### DATASET SECTION
★ ★ ★ ★
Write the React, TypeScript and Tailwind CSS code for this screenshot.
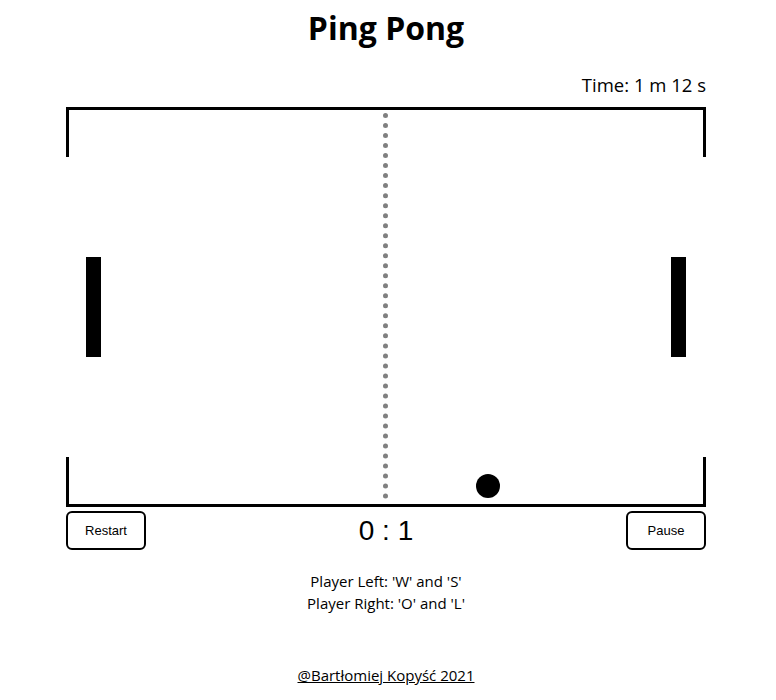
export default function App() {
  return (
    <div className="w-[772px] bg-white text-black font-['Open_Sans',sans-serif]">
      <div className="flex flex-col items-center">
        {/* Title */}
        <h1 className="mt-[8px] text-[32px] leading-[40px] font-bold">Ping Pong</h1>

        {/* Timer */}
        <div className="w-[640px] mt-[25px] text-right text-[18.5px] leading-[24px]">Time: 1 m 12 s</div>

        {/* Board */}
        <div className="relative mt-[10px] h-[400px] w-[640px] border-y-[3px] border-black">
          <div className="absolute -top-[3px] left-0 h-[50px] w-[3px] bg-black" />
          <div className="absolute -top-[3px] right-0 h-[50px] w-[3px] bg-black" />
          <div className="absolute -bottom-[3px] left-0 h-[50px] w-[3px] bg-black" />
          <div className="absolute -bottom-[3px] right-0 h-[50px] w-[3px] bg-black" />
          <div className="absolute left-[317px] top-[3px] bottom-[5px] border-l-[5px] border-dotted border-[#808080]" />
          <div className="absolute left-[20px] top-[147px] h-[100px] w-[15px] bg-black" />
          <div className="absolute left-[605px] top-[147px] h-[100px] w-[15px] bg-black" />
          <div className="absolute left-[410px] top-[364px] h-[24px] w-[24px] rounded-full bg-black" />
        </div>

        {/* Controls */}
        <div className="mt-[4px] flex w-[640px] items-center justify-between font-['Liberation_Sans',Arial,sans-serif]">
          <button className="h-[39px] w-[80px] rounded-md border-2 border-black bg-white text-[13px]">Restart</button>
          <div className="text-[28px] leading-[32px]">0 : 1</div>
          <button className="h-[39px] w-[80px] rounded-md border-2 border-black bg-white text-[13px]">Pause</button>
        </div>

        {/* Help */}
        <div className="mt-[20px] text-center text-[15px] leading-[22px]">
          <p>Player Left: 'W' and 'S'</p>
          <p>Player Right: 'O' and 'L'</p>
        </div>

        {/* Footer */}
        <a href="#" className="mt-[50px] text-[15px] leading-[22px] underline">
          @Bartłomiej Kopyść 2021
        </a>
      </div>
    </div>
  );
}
★ ★ ★ ★
Repeat, exactly and in full, each line from the start of the data to the line that contains "m 12 s</div>". Pictures do not go in.

### TASK OUTPUT
Write the React, TypeScript and Tailwind CSS code for this screenshot.
export default function App() {
  return (
    <div className="w-[772px] bg-white text-black font-['Open_Sans',sans-serif]">
      <div className="flex flex-col items-center">
        {/* Title */}
        <h1 className="mt-[8px] text-[32px] leading-[40px] font-bold">Ping Pong</h1>

        {/* Timer */}
        <div className="w-[640px] mt-[25px] text-right text-[18.5px] leading-[24px]">Time: 1 m 12 s</div>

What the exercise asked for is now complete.